## DIRECTION
What is the number of lines in the data holding the word "page"? Give that number by itself.

►

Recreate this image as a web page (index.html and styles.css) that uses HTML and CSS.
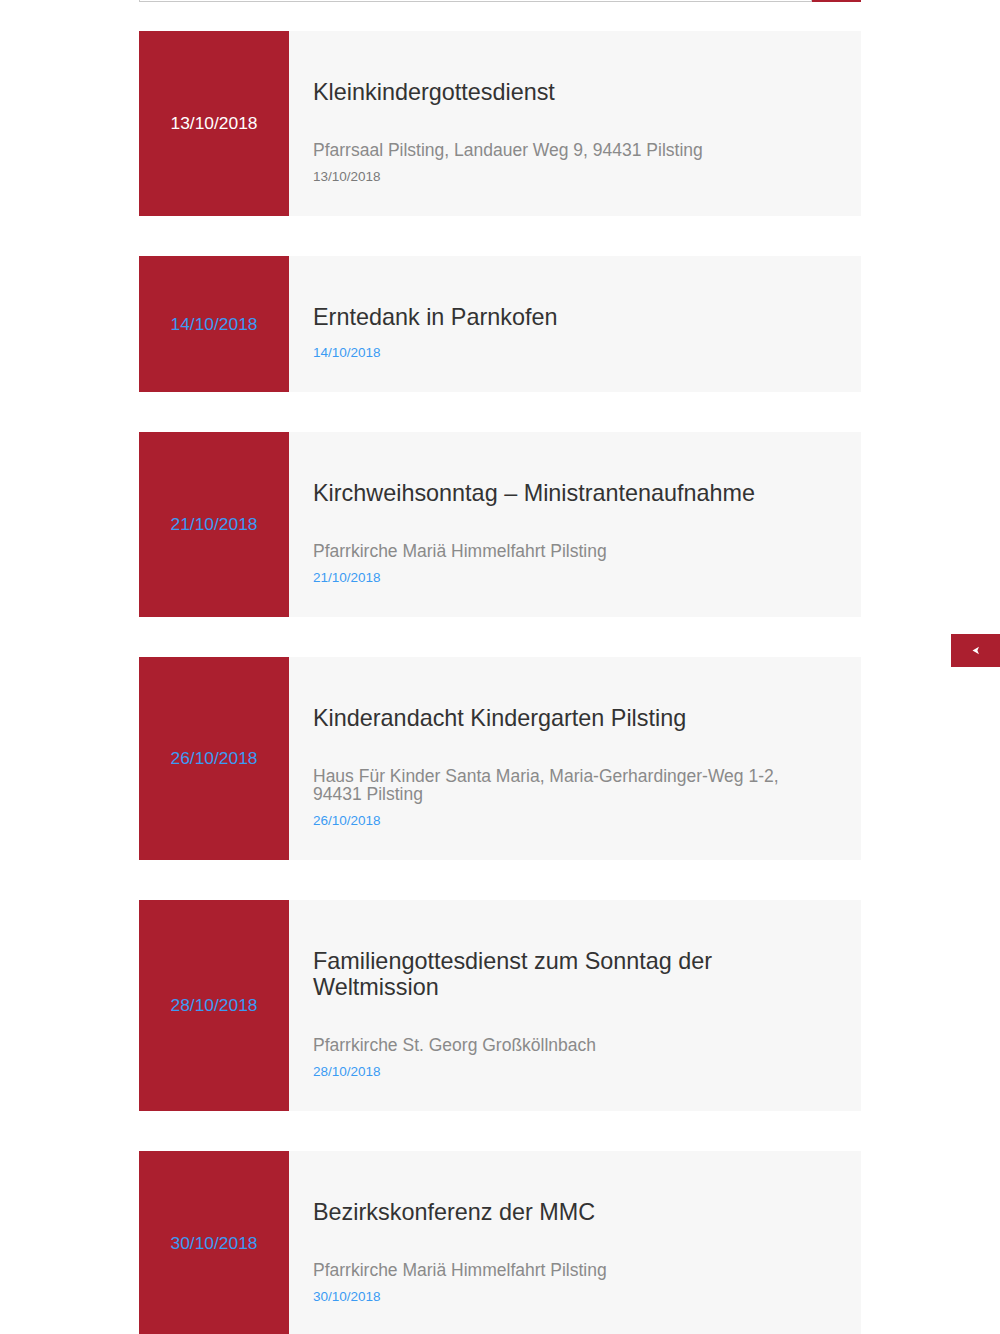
FILE: index.html
```html
<!DOCTYPE html>
<html lang="de">
<head>
<meta charset="utf-8">
<title>Termine</title>
<link rel="stylesheet" href="styles.css">
</head>
<body>
<div class="page">
  <div class="search">
    <div class="search-input"></div>
    <div class="search-btn"></div>
  </div>

  <ul class="events">
    <li class="event">
      <div class="event-datebox"><span class="datebox-text plain">13/10/2018</span></div>
      <div class="event-body">
        <h2 class="event-title">Kleinkindergottesdienst</h2>
        <p class="event-place">Pfarrsaal Pilsting, Landauer Weg 9, 94431 Pilsting</p>
        <p class="event-date plain">13/10/2018</p>
      </div>
    </li>
    <li class="event">
      <div class="event-datebox"><a class="datebox-text" href="#">14/10/2018</a></div>
      <div class="event-body">
        <h2 class="event-title">Erntedank in Parnkofen</h2>
        <p class="event-date"><a href="#">14/10/2018</a></p>
      </div>
    </li>
    <li class="event">
      <div class="event-datebox"><a class="datebox-text" href="#">21/10/2018</a></div>
      <div class="event-body">
        <h2 class="event-title">Kirchweihsonntag – Ministrantenaufnahme</h2>
        <p class="event-place">Pfarrkirche Mariä Himmelfahrt Pilsting</p>
        <p class="event-date"><a href="#">21/10/2018</a></p>
      </div>
    </li>
    <li class="event">
      <div class="event-datebox"><a class="datebox-text" href="#">26/10/2018</a></div>
      <div class="event-body">
        <h2 class="event-title">Kinderandacht Kindergarten Pilsting</h2>
        <p class="event-place">Haus Für Kinder Santa Maria, Maria-Gerhardinger-Weg 1-2, 94431 Pilsting</p>
        <p class="event-date"><a href="#">26/10/2018</a></p>
      </div>
    </li>
    <li class="event">
      <div class="event-datebox"><a class="datebox-text" href="#">28/10/2018</a></div>
      <div class="event-body">
        <h2 class="event-title">Familiengottesdienst zum Sonntag der Weltmission</h2>
        <p class="event-place">Pfarrkirche St. Georg Großköllnbach</p>
        <p class="event-date"><a href="#">28/10/2018</a></p>
      </div>
    </li>
    <li class="event">
      <div class="event-datebox"><a class="datebox-text" href="#">30/10/2018</a></div>
      <div class="event-body">
        <h2 class="event-title">Bezirkskonferenz der MMC</h2>
        <p class="event-place">Pfarrkirche Mariä Himmelfahrt Pilsting</p>
        <p class="event-date"><a href="#">30/10/2018</a></p>
      </div>
    </li>
  </ul>
</div>

<a class="side-tab" href="#" aria-label="Öffnen">
  <svg width="8" height="9" viewBox="0 0 8 9"><path d="M0.5 4.5 L7 0.8 L5.4 4.5 L7 8.2 Z" fill="#fff"/></svg>
</a>
</body>
</html>
```

FILE: styles.css
```css
html, body {
  margin: 0;
  padding: 0;
  background: #fff;
}
body {
  font-family: "Liberation Sans", Arial, Helvetica, sans-serif;
  color: #333;
}
.page {
  width: 722px;
  margin: 0 auto;
}
.search {
  display: flex;
  height: 2px;
}
.search-input {
  flex: 1;
  border-left: 1px solid #c8c8c8;
  border-right: 1px solid #c8c8c8;
  border-bottom: 1px solid #c8c8c8;
  box-sizing: border-box;
}
.search-btn {
  width: 49px;
  background: #ab1f2f;
}
.events {
  list-style: none;
  margin: 29px 0 0;
  padding: 0;
  display: flex;
  flex-direction: column;
  gap: 40px;
}
.event {
  display: flex;
  background: #f7f7f7;
}
.event-datebox {
  width: 150px;
  flex: none;
  background: #ab1f2f;
  display: flex;
  align-items: center;
  justify-content: center;
}
.datebox-text {
  font-size: 17.4px;
  color: #3b9bf3;
  text-decoration: none;
}
.datebox-text.plain {
  color: #fff;
}
.event-body {
  flex: 1;
  padding: 48px 40px 30px 24px;
}
.event-title {
  margin: 0 0 14px;
  font-size: 23.4px;
  line-height: 26px;
  font-weight: normal;
  color: #333;
}
.event-place {
  margin: 36px 0 9px;
  font-size: 17.5px;
  line-height: 18px;
  color: #8a8a8a;
  max-width: 500px;
}
.event-date {
  margin: 0;
  font-size: 13.5px;
  line-height: 18px;
}
.event-date a {
  color: #3b9bf3;
  text-decoration: none;
}
.event-date.plain {
  color: #7a7a7a;
}
.side-tab {
  position: fixed;
  right: 0;
  top: 634px;
  width: 49px;
  height: 33px;
  background: #ab1f2f;
  display: flex;
  align-items: center;
  justify-content: center;
}
```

◄

## TASK RESULT
3